Challengers to the Throne

Andrew Scheer’s Conservative messages ranged from reversing key Trudeau policies on carbon pricing legislation to renewed funding for the provinces themselves (always an easy win). Scheer was also able to capitalise on Trudeau’s foreign policy missteps, including the tension in government policy between robust support for Israel’s Benjamin Netanyahu vs. advocating Palestinian rights, as well as condemning human rights abuses in Saudi Arabi amidst increasing weapons sales for use in Yemen, etc.[2] In such instances, Trudeau’s foreign policy was portrayed as all brand, rather than on message. Other parties also made attempts to engage with, or transform Canadian attitudes. The populist People’s Party of Canada, under Maxime Bernier, branded by many as outright xenophobic, and who campaigned on overtly anti-immigration policies, ultimately lost his seat, suggesting that the limits of Canadian multiculturalism still remain largely inclusive, not exclusive.

The Greens led by Elizabeth May, and the left-wing New Democratic Party (NDP) under Jagmeet Singh, both helped to split the liberal vote on environmental and social issues respectively, though the Greens weren’t able to capitalise on the initial bounce enjoyed by their campaign, taking only 3 seats in the end.

The NDP’s 24 seats will be particularly crucial for Trudeau, helping to plug the 14-seat deficit he now faces.

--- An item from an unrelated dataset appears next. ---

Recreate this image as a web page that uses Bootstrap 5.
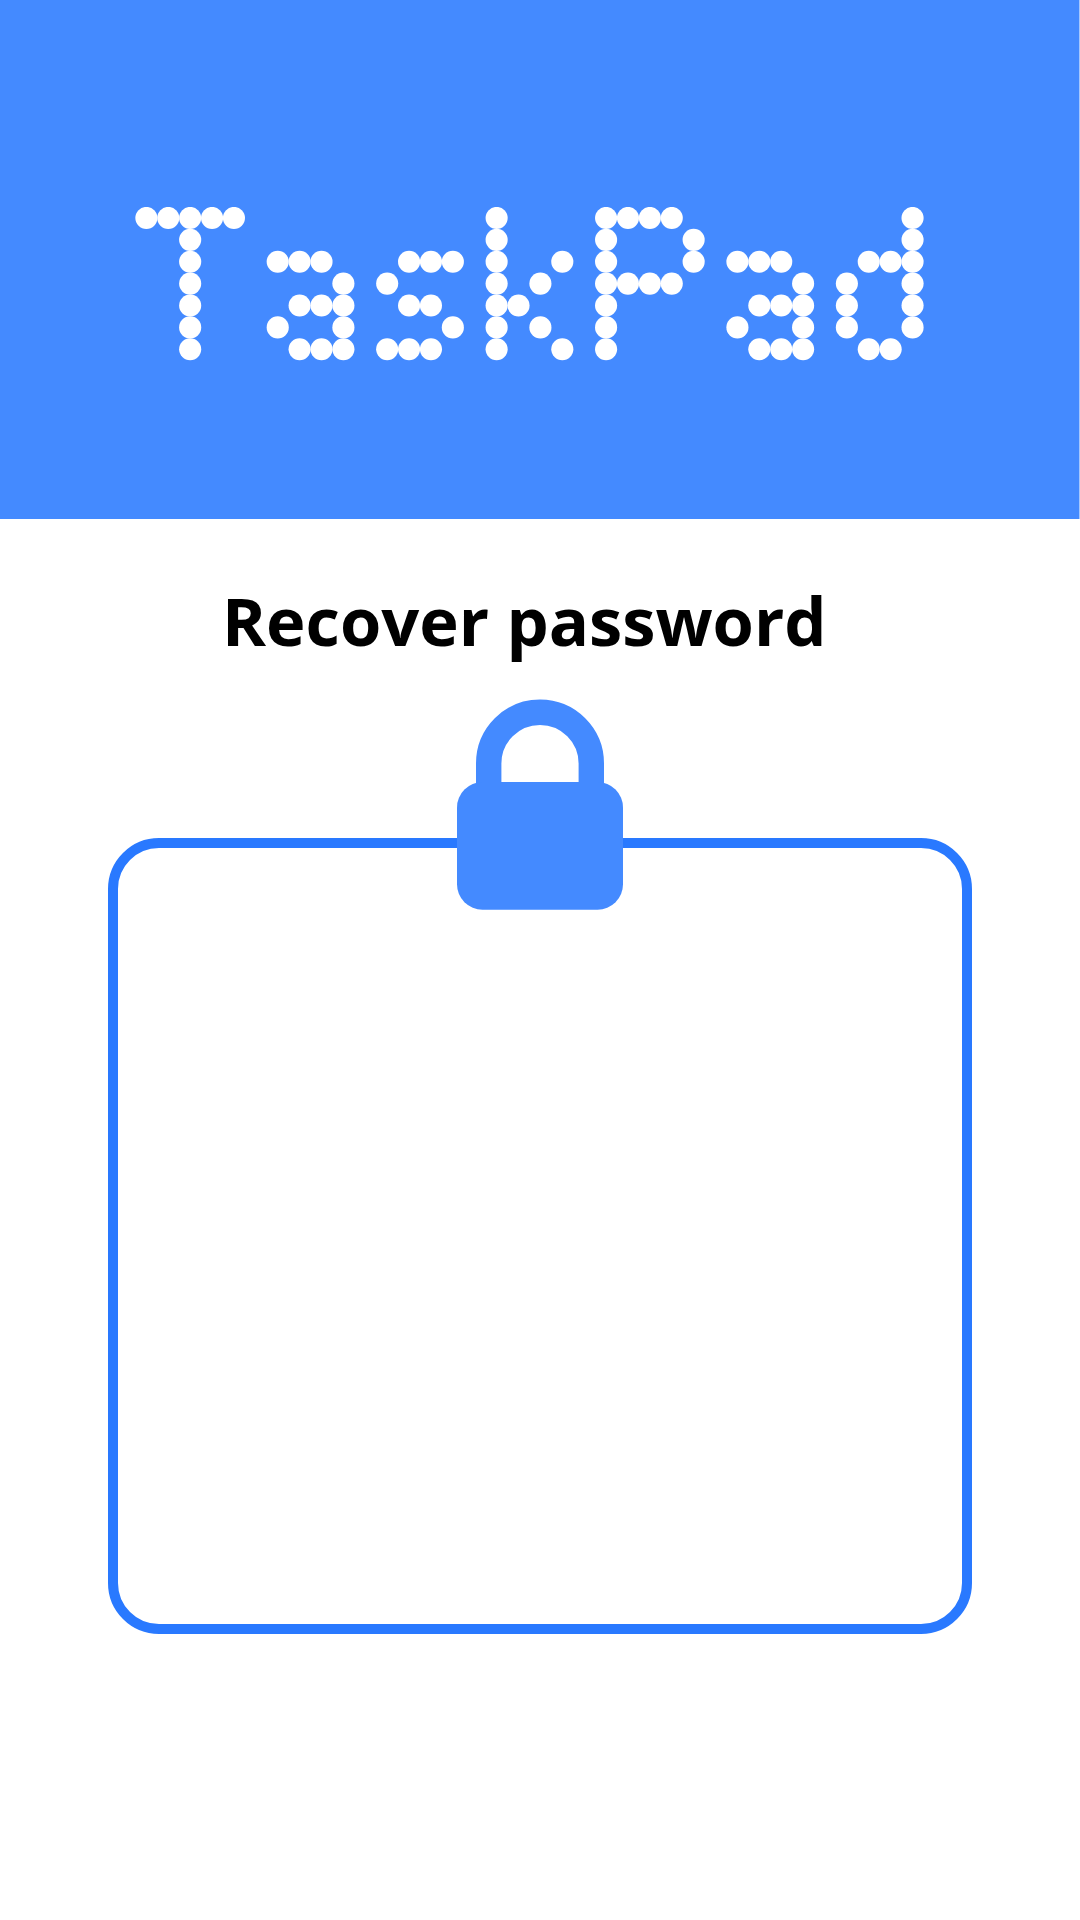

His next step will likely be to set up a “confidence-and-supply” structure familiar in other parliaments, including the UK, where smaller groups agree to support the government on certain policies and subsequent pieces of legislation, instead of establishing an official coalition that works across the full spectrum of policy-making. This makes Singh himself a necessary ally for Trudeau. It also makes NDP priorities  – including environmental protectionism, human rights, and health and education funding – that much more central to Trudeau’s next four years. While Trudeau may find ways to support the latter, the lead story in the Calgary Herald confirms that Trudeau’s environmental protectionism is clearly heading for a collision course: “Even with a minority status, Liberals wouldn’t dare abandon TransMountain”.[3]